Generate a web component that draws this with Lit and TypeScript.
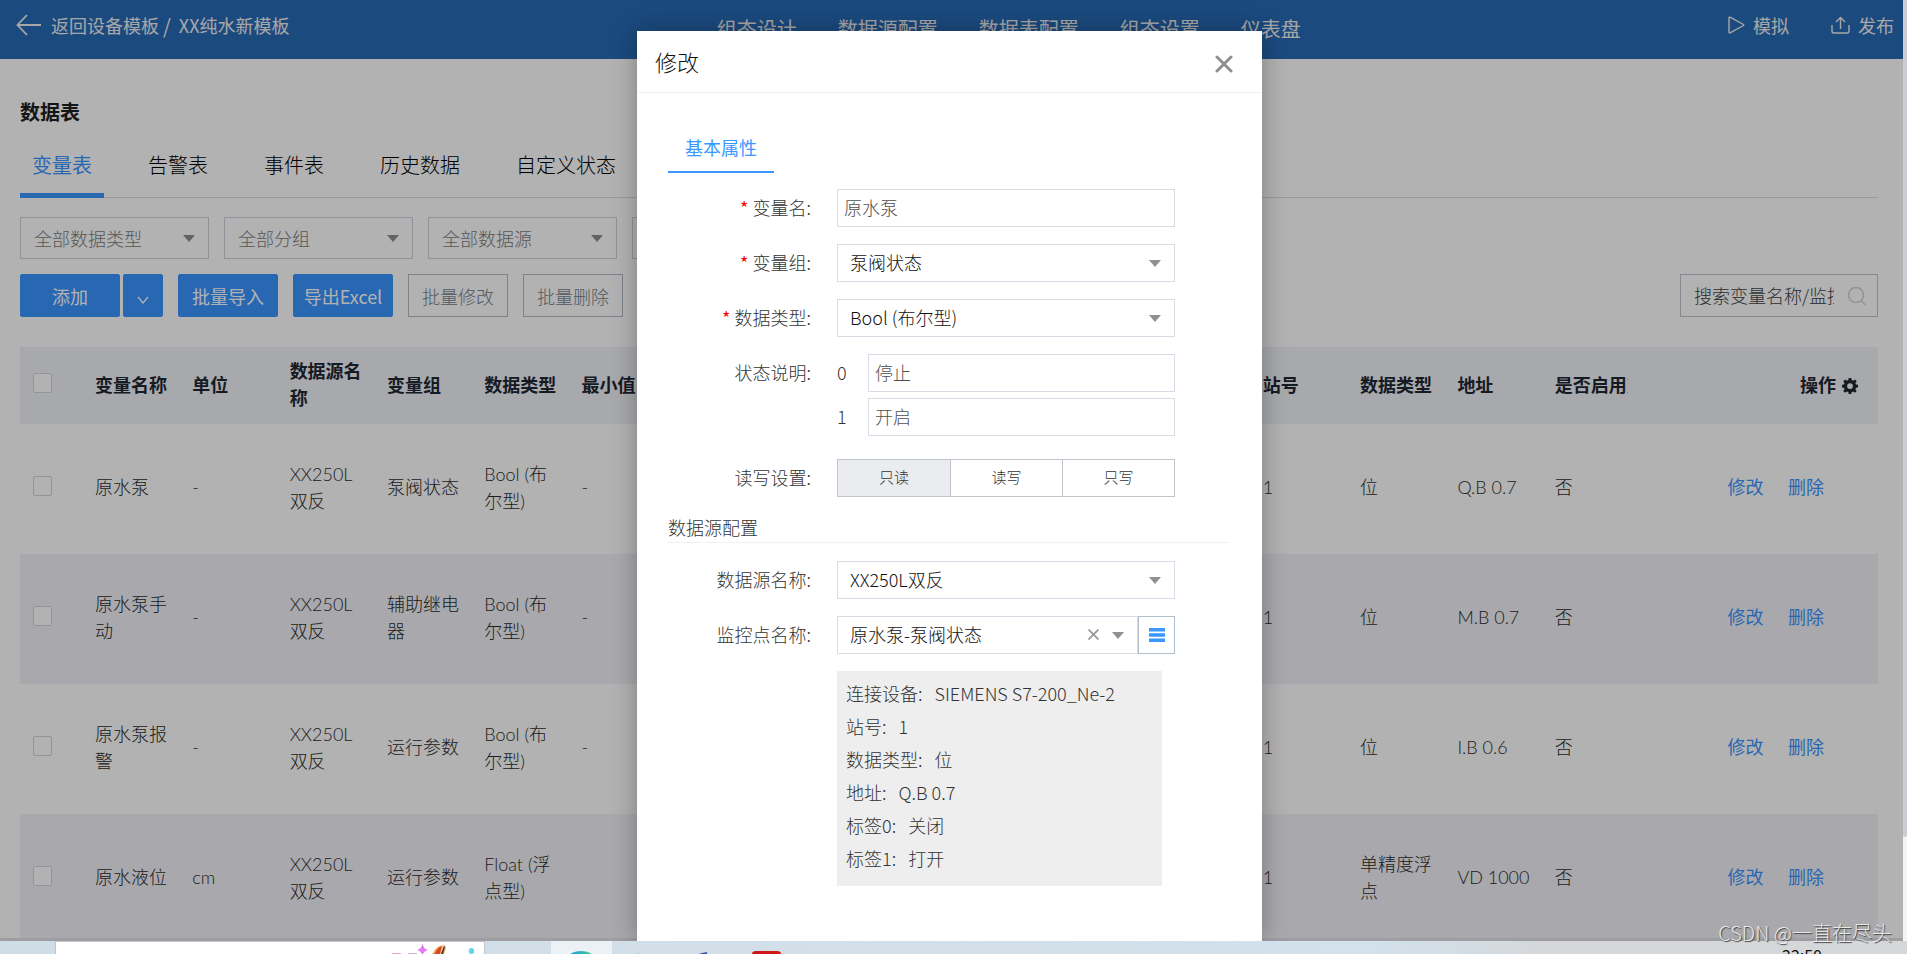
import { LitElement, html, css, svg, nothing } from "lit";
import { customElement } from "lit/decorators.js";
import { classMap } from "lit/directives/class-map.js";

const FONT = css`"Noto Sans CJK SC", sans-serif`;

const caret = html`<svg class="caret" viewBox="0 0 12 7" width="12" height="7" aria-hidden="true"><path d="M0 0h12L6 7z" fill="currentColor"/></svg>`;

interface Row {
  name: string;
  unit: string;
  source: string;
  group: string;
  type: string;
  min: string;
  station: string;
  dataType: string;
  address: string;
  enabled: string;
}

const ROWS: Row[] = [
  { name: "原水泵", unit: "-", source: "XX250L双反", group: "泵阀状态", type: "Bool (布尔型)", min: "-", station: "1", dataType: "位", address: "Q.B 0.7", enabled: "否" },
  { name: "原水泵手动", unit: "-", source: "XX250L双反", group: "辅助继电器", type: "Bool (布尔型)", min: "-", station: "1", dataType: "位", address: "M.B 0.7", enabled: "否" },
  { name: "原水泵报警", unit: "-", source: "XX250L双反", group: "运行参数", type: "Bool (布尔型)", min: "-", station: "1", dataType: "位", address: "I.B 0.6", enabled: "否" },
  { name: "原水液位", unit: "cm", source: "XX250L双反", group: "运行参数", type: "Float (浮点型)", min: "", station: "1", dataType: "单精度浮点", address: "VD 1000", enabled: "否" },
];

const COLUMNS: [string, keyof Row | null][] = [
  ["变量名称", "name"],
  ["单位", "unit"],
  ["数据源名称", "source"],
  ["变量组", "group"],
  ["数据类型", "type"],
  ["最小值", "min"],
  ["", null],
  ["", null],
  ["", null],
  ["", null],
  ["", null],
  ["", null],
  ["站号", "station"],
  ["数据类型", "dataType"],
  ["地址", "address"],
  ["是否启用变", "enabled"],
];

@customElement("top-bar")
class TopBar extends LitElement {
  static styles = css`
    :host { display: block; background: #286ab7; color: #f0f0f0; font-family: ${FONT}; font-weight: 400; }
    .bar { display: flex; justify-content: space-between; height: 59px; padding: 0 9px 0 16px; }
    a { color: inherit; text-decoration: none; }
    .back, .actions { display: flex; align-items: center; height: 50px; font-size: 18px; line-height: 27px; white-space: nowrap; }
    .back a { display: flex; align-items: center; gap: 10px; }
    .slash { padding: 0 8px 0 4px; font-size: 20px; }
    nav { display: flex; gap: 41px; height: 58px; align-items: center; font-size: 20px; line-height: 30px; white-space: nowrap; }
    .actions { gap: 42px; }
    button { display: flex; align-items: center; gap: 8px; border: 0; padding: 0; background: none; color: inherit; font: inherit; }
    svg { display: block; }
  `;
  render() {
    return html`<header class="bar">
      <div class="back">
        <a href="#templates">
          <svg width="25" height="22" viewBox="0 0 25 22" fill="none" stroke="currentColor" stroke-width="1.800"><path d="M11 1 1.500 11 11 21M2 11h23"/></svg>
          <span>返回设备模板</span>
        </a>
        <span class="slash">/</span><span>XX纯水新模板</span>
      </div>
      <nav>
        ${["组态设计", "数据源配置", "数据表配置", "组态设置", "仪表盘"].map((t) => html`<a href="#nav">${t}</a>`)}
      </nav>
      <div class="actions">
        <button type="button">
          <svg width="17" height="18" viewBox="0 0 17 18" fill="none" stroke="currentColor" stroke-width="1.400" stroke-linejoin="round"><path d="M2 1.200q-1-.2-1 .8v14q0 1 1 .8L15.500 9.500q.6-.5 0-1z"/></svg>
          模拟
        </button>
        <button type="button">
          <svg width="19" height="18" viewBox="0 0 19 18" fill="none" stroke="currentColor" stroke-width="1.400"><path d="M1 9v6q0 2 2 2h13q2 0 2-2V9M9.500 13V2M5 6l4.500-4.500L14 6"/></svg>
          发布
        </button>
      </div>
    </header>`;
  }
}

@customElement("data-page")
class DataPage extends LitElement {
  static styles = css`
    :host { display: block; background: #fff; color: #4a4a4a; font-family: ${FONT}; font-size: 18px; line-height: 27px; font-weight: 300; }
    .page { padding: 38px 25px 0 20px; }
    h1 { margin: 0; font-size: 20px; line-height: 30px; font-weight: 700; color: #1f1f1f; }
    .tabs { display: flex; gap: 32px; margin-top: 11px; border-bottom: 1px solid #dcdde3; }
    .tabs button { height: 60px; margin-bottom: -1px; border: 0; border-bottom: 5px solid transparent; padding: 0 12px 2px; background: none; color: #000; font: inherit; font-size: 20px; line-height: 30px; white-space: nowrap; }
    .tabs .on { color: #3a94ff; border-bottom-color: #3a94ff; font-weight: 400; }
    .filters { display: flex; gap: 15px; margin-top: 19px; }
    .filter { position: relative; width: 189px; color: #8f8f8f; }
    .filter select { width: 100%; height: 42px; border: 1px solid #cfd2dd; border-radius: 0; padding: 0 34px 0 13px; appearance: none; background: none; color: #7c7c7c; font: inherit; }
    .caret { position: absolute; right: 14px; top: 18px; pointer-events: none; }
    .tools { display: flex; justify-content: space-between; margin-top: 15px; }
    .group { display: flex; gap: 15px; }
    .split { display: flex; gap: 3px; }
    .btn { width: 100px; height: 43px; border: 1px solid #3a94ff; border-radius: 2px; padding: 2px 0 0; background: #3a94ff; color: #fff; font: inherit; font-weight: 400; white-space: nowrap; }
    .btn.more { width: 40px; }
    .btn.plain { border-color: #b4bcc8; border-radius: 0; background: none; color: #74828f; font-weight: 300; }
    .search { display: flex; align-items: center; width: 198px; height: 43px; box-sizing: border-box; border: 1px solid #c3c5ce; padding: 0 10px 0 13px; gap: 13px; }
    .search input { flex: 1; min-width: 0; border: 0; padding: 0; outline: 0; background: none; font: inherit; color: #404246; }
    .search input::placeholder { color: #404246; opacity: 1; }
    table { width: 100%; margin-top: 30px; border-collapse: collapse; table-layout: fixed; }
    .c-check { width: 63px; }
    .c-ops { width: 238px; }
    th, td { box-sizing: border-box; padding: 0 12px 3px; text-align: left; vertical-align: middle; font-weight: 300; }
    th { height: 77px; background: #f1f2f7; color: #1f2733; font-weight: 700; }
    td { height: 130px; color: #2c2c2c; font-family: Lato, ${FONT}; }
    tr:nth-child(even) td { background: #f3f2f8; }
    .clip { overflow: hidden; white-space: nowrap; }
    input[type="checkbox"] { display: block; appearance: none; width: 19px; height: 20px; margin: 0 0 3px 1px; border: 1px solid #d5d3d8; border-radius: 2px; background: #fff; }
    .ops { text-align: right; white-space: nowrap; }
    th.ops { padding-right: 20px; }
    th svg { vertical-align: -2px; margin-left: 2px; }
    td.ops { padding-right: 54px; font-weight: 400; }
    td a { color: #3a94ff; text-decoration: none; margin-left: 20px; }
  `;

  gear = svg`<path fill="currentColor" fill-rule="evenodd" d="M6.700 0h2.600l.4 2.100 1.400.6L12.900 1.400l1.800 1.800-1.300 1.800.6 1.400 2 .4v2.600l-2 .4-.6 1.400 1.300 1.800-1.800 1.800-1.800-1.300-1.400.6-.4 2h-2.600l-.4-2-1.400-.6-1.800 1.300-1.800-1.800 1.200-1.800-.6-1.400-2.100-.4V6.800l2.100-.4.6-1.400-1.200-1.800 1.800-1.800 1.800 1.300 1.400-.6zM8 5.200a2.900 2.900 0 1 0 0 5.800 2.900 2.900 0 0 0 0-5.800z"/>`;

  render() {
    return html`<main class="page">
      <h1>数据表</h1>
      <div class="tabs" role="tablist">
        ${["变量表", "告警表", "事件表", "历史数据", "自定义状态"].map(
          (t, i) => html`<button type="button" role="tab" aria-selected=${i === 0} class=${classMap({ on: i === 0 })}>${t}</button>`
        )}
      </div>
      <div class="filters">
        ${["全部数据类型", "全部分组", "全部数据源", ""].map(
          (t) => html`<div class="filter"><select aria-label=${t || "筛选"}><option>${t}</option></select>${caret}</div>`
        )}
      </div>
      <div class="tools">
        <div class="group">
          <div class="split">
            <button type="button" class="btn">添加</button>
            <button type="button" class="btn more" aria-label="更多">
              <svg width="12" height="8" viewBox="0 0 12 8" fill="none" stroke="currentColor" stroke-width="1.300"><path d="M1 1l5 6 5-6"/></svg>
            </button>
          </div>
          <button type="button" class="btn">批量导入</button>
          <button type="button" class="btn">导出Excel</button>
          <button type="button" class="btn plain">批量修改</button>
          <button type="button" class="btn plain">批量删除</button>
        </div>
        <div class="search">
          <input type="text" aria-label="搜索" placeholder="搜索变量名称/监控点" />
          <svg width="20" height="20" viewBox="0 0 20 20" fill="none" stroke="#d3d3d8" stroke-width="1.600"><circle cx="9" cy="9" r="7.500"/><path d="M14 14.500l4.500 4.500"/></svg>
        </div>
      </div>
      <table>
        <colgroup>
          <col class="c-check" />
          ${COLUMNS.map(() => html`<col />`)}
          <col class="c-ops" />
        </colgroup>
        <thead>
          <tr>
            <th><input type="checkbox" aria-label="全选" /></th>
            ${COLUMNS.map(([t], i) => html`<th><div class=${classMap({ clip: i === 15 })}>${t}</div></th>`)}
            <th class="ops">操作 <svg width="16" height="16" viewBox="0 0 16 16">${this.gear}</svg></th>
          </tr>
        </thead>
        <tbody>
          ${ROWS.map(
            (r) => html`<tr>
              <td><input type="checkbox" aria-label=${r.name} /></td>
              ${COLUMNS.map(([, k]) => html`<td>${k ? r[k] : nothing}</td>`)}
              <td class="ops"><a href="#edit">修改</a> <a href="#delete">删除</a></td>
            </tr>`
          )}
        </tbody>
      </table>
    </main>`;
  }
}

@customElement("edit-dialog")
class EditDialog extends LitElement {
  static styles = css`
    :host { display: block; background: #fff; color: #333; font-family: ${FONT}; font-size: 18px; line-height: 27px; font-weight: 300; box-shadow: 0 0 24px rgba(0, 0, 0, 0.3); }
    header { display: flex; align-items: center; justify-content: space-between; height: 61px; padding: 0 29px 0 18px; border-bottom: 1px solid #f1f1f4; }
    h2 { margin: 0; font-size: 22px; line-height: 33px; font-weight: 300; color: #111; }
    button { font: inherit; padding: 0; }
    .close { display: flex; border: 0; background: none; color: #909090; margin-top: 4px; }
    .body { padding: 32px 32px 0 31px; }
    .tab { display: block; height: 48px; border: 0; border-bottom: 2px solid #3a97ff; padding: 0 17px 2px; background: none; color: #3a97ff; font-weight: 400; margin-bottom: 16px; }
    .row { display: grid; grid-template-columns: 143px 338px; column-gap: 26px; margin-bottom: 17px; }
    .label { line-height: 36px; text-align: right; white-space: nowrap; }
    .label i { color: #f00; font-style: normal; font-weight: 400; }
    input[type="text"], .select { box-sizing: border-box; width: 100%; height: 38px; border: 1px solid #d8dce6; border-radius: 0; background: #fff; font: inherit; }
    input[type="text"] { padding: 0 6px 2px; color: #505050; }
    .wrap { position: relative; color: #909090; }
    .select { appearance: none; padding: 0 36px 2px 12px; color: #111; }
    .caret { position: absolute; right: 14px; top: 16px; pointer-events: none; }
    .states { display: grid; grid-template-columns: 31px 1fr; row-gap: 6px; line-height: 37px; margin-bottom: 6px; }
    .seg { display: grid; grid-template-columns: repeat(3, 1fr); height: 36px; margin: 0; padding: 0; border: 1px solid #c0c4cc; font-size: 15px; line-height: 34px; text-align: center; }
    .seg label { padding-bottom: 2px; }
    .seg label + label { border-left: 1px solid #c0c4cc; }
    .seg input { position: absolute; opacity: 0; margin: 0; }
    .seg .on { background: #eaecf0; }
    h3 { margin: 0 0 18px; font-size: 18px; line-height: 27px; padding-bottom: 1px; font-weight: 300; border-bottom: 1px solid #f1f1f4; }
    .combo { display: grid; grid-template-columns: 301px 37px; }
    .clear { position: absolute; right: 39px; top: 13px; display: flex; border: 0; background: none; color: #999; }
    .list { display: flex; align-items: center; justify-content: center; border: 1px solid #b4bfcc; background: #fff; }
    dl { grid-column: 2; margin: 0; box-sizing: border-box; width: 325px; padding: 6px 9px 11px; background: #eee; line-height: 33px; }
    dl div { display: flex; gap: 12px; }
    dt, dd { margin: 0; }
  `;

  label(id: string, text: string, required = false) {
    return html`<label class="label" for=${id}>${required ? html`<i>*</i> ` : nothing}${text}:</label>`;
  }

  select(id: string, text: string, label: string) {
    return html`<div class="row">${this.label(id, label, id !== "src")}
      <div class="wrap"><select class="select" id=${id}><option>${text}</option></select>${caret}</div>
    </div>`;
  }

  render() {
    const info = [["连接设备", "SIEMENS S7-200_Ne-2"], ["站号", "1"], ["数据类型", "位"], ["地址", "Q.B 0.7"], ["标签0", "关闭"], ["标签1", "打开"]];
    return html`<section role="dialog" aria-label="修改">
      <header>
        <h2>修改</h2>
        <button type="button" class="close" aria-label="关闭">
          <svg width="18" height="18" viewBox="0 0 18 18" stroke="currentColor" stroke-width="3" stroke-linecap="round"><path d="M2 2l14 14M16 2L2 16"/></svg>
        </button>
      </header>
      <div class="body">
        <button type="button" class="tab">基本属性</button>
        <div class="row">${this.label("name", "变量名", true)}<input id="name" type="text" .value=${"原水泵"} /></div>
        ${this.select("group", "泵阀状态", "变量组")}
        ${this.select("type", "Bool (布尔型)", "数据类型")}
        <div class="row">
          <span class="label">状态说明:</span>
          <div class="states">
            <label for="s0">0</label><input id="s0" type="text" .value=${"停止"} />
            <label for="s1">1</label><input id="s1" type="text" .value=${"开启"} />
          </div>
        </div>
        <div class="row">
          <span class="label">读写设置:</span>
          <fieldset class="seg" aria-label="读写设置">
            ${["只读", "读写", "只写"].map(
              (t, i) => html`<label class=${classMap({ on: i === 0 })}><input type="radio" name="rw" ?checked=${i === 0} />${t}</label>`
            )}
          </fieldset>
        </div>
        <h3>数据源配置</h3>
        ${this.select("src", "XX250L双反", "数据源名称")}
        <div class="row">
          ${this.label("point", "监控点名称")}
          <div class="combo">
            <div class="wrap">
              <select class="select" id="point"><option>原水泵-泵阀状态</option></select>
              <button type="button" class="clear" aria-label="清除">
                <svg width="11" height="11" viewBox="0 0 11 11" stroke="currentColor" stroke-width="1.800"><path d="M.5.5l10 10M10.500.5l-10 10"/></svg>
              </button>
              ${caret}
            </div>
            <button type="button" class="list" aria-label="列表">
              <svg width="16" height="14" viewBox="0 0 16 14" fill="#3a97ff"><path d="M0 0h16v3.600H0zM0 5.200h16v3.600H0zM0 10.400h16v3.600H0z"/></svg>
            </button>
          </div>
        </div>
        <div class="row">
          <dl>${info.map(([k, v]) => html`<div><dt>${k}:</dt><dd>${v}</dd></div>`)}</dl>
        </div>
      </div>
    </section>`;
  }
}

@customElement("task-bar")
class TaskBar extends LitElement {
  static styles = css`
    :host { display: block; overflow: hidden; height: 13px; background: linear-gradient(90deg, #cfdde6, #d3dfe8 40%, #d2e1ec 72%, #d5d7d9 82%, #d6d7d9); font-family: ${FONT}; }
    .bar { display: flex; align-items: flex-start; padding: 0 85px 0 55px; }
    .box { display: flex; justify-content: flex-end; width: 430px; height: 20px; box-sizing: border-box; border: 1px solid #bfc4c8; background: #fff; }
    .tile { width: 61px; height: 13px; margin-left: 66px; background: #ebf1f5; }
    .icons { margin-left: 20px; }
    .clock { margin-left: auto; padding-top: 4px; font-size: 16px; line-height: 20px; color: #111; }
    svg { display: block; }
  `;
  render() {
    return html`<div class="bar">
      <div class="box">
        <svg width="100" height="12" viewBox="385 942 100 12">
          <path d="M393 953h9v1h-9z" fill="#f3a6bb"/><path d="M409 953h9v1h-9z" fill="#c9b4d8"/>
          <path d="M423.500 943.500q1 5.500 5.500 6.500-4.500 1-5.500 5.500-1-4.500-5.500-5.500 4.500-1 5.500-6.500z" fill="#e27bf5"/>
          <path d="M433 954c2-5 6-9 13-9 2 3 1 6-1 9z" fill="#f0c894"/>
          <path d="M435 954c2-4 4-7 8-8l-2 8z" fill="#dd4a22"/><path d="M442 954l3-8 1 1-2 7z" fill="#4a2c20"/>
          <ellipse cx="472.500" cy="951" rx="2.700" ry="3" fill="#5fd4ee"/>
        </svg>
      </div>
      <div class="tile">
        <svg width="61" height="13" viewBox="0 0 61 13"><defs><linearGradient id="e"><stop offset="0" stop-color="#1ba0e0"/><stop offset="1" stop-color="#41c98c"/></linearGradient></defs><ellipse cx="30" cy="16" rx="12" ry="6" fill="url(#e)"/></svg>
      </div>
      <svg class="icons" width="160" height="13" viewBox="632 941 160 13">
        <path d="M636 954q2-1 4 0z" fill="#63c9a8"/>
        <path d="M699 954l3-1 5-1v2z" fill="#3c55a5"/>
        <path d="M752 954q0-3 4-3h21q4 0 4 3z" fill="#cf1717"/>
      </svg>
      <span class="clock">22:50</span>
    </div>`;
  }
}

@customElement("app-root")
class AppRoot extends LitElement {
  static styles = css`
    :host { display: flex; flex-direction: column; position: relative; height: 100vh; overflow: hidden; background: #fff; }
    .screen { flex: 1; min-height: 0; display: flex; }
    .view { flex: 1; min-width: 0; position: relative; overflow: hidden; }
    .track { width: 4px; background: #f4f4f6; }
    .thumb { height: 89%; border-radius: 0 0 3px 3px; background: #cdccd4; }
    .mask { position: absolute; inset: 0; display: flex; justify-content: center; padding: 31px 4px 0 0; background: rgba(0, 0, 0, 0.3); }
    .hbar { position: absolute; left: 0; right: 0; bottom: 0; height: 3px; background: #e2e2e8; }
    edit-dialog { width: 625px; }
    .mark { position: absolute; right: 15px; bottom: 9px; font: 300 20px/24px ${FONT}; color: rgba(255, 255, 255, 0.8); text-shadow: 1px 1px 1px #444; }
  `;
  render() {
    return html`
      <div class="screen">
        <div class="view">
          <top-bar></top-bar>
          <data-page></data-page>
          <div class="hbar"></div>
          <div class="mask"><edit-dialog></edit-dialog></div>
        </div>
        <div class="track"><div class="thumb"></div></div>
      </div>
      <task-bar></task-bar>
      <div class="mark">CSDN @一直在尽头</div>
    `;
  }
}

☆ ☆ ☆ ☆ ☆

*WHAT THE TASK REQUIRES*: Search the data above for the string "this" and copy each line that has it.

*SOLVED PROBLEM*:
Generate a web component that draws this with Lit and TypeScript.
            <th class="ops">操作 <svg width="16" height="16" viewBox="0 0 16 16">${this.gear}</svg></th>
    return html`<div class="row">${this.label(id, label, id !== "src")}
        <div class="row">${this.label("name", "变量名", true)}<input id="name" type="text" .value=${"原水泵"} /></div>
        ${this.select("group", "泵阀状态", "变量组")}
        ${this.select("type", "Bool (布尔型)", "数据类型")}
        ${this.select("src", "XX250L双反", "数据源名称")}
          ${this.label("point", "监控点名称")}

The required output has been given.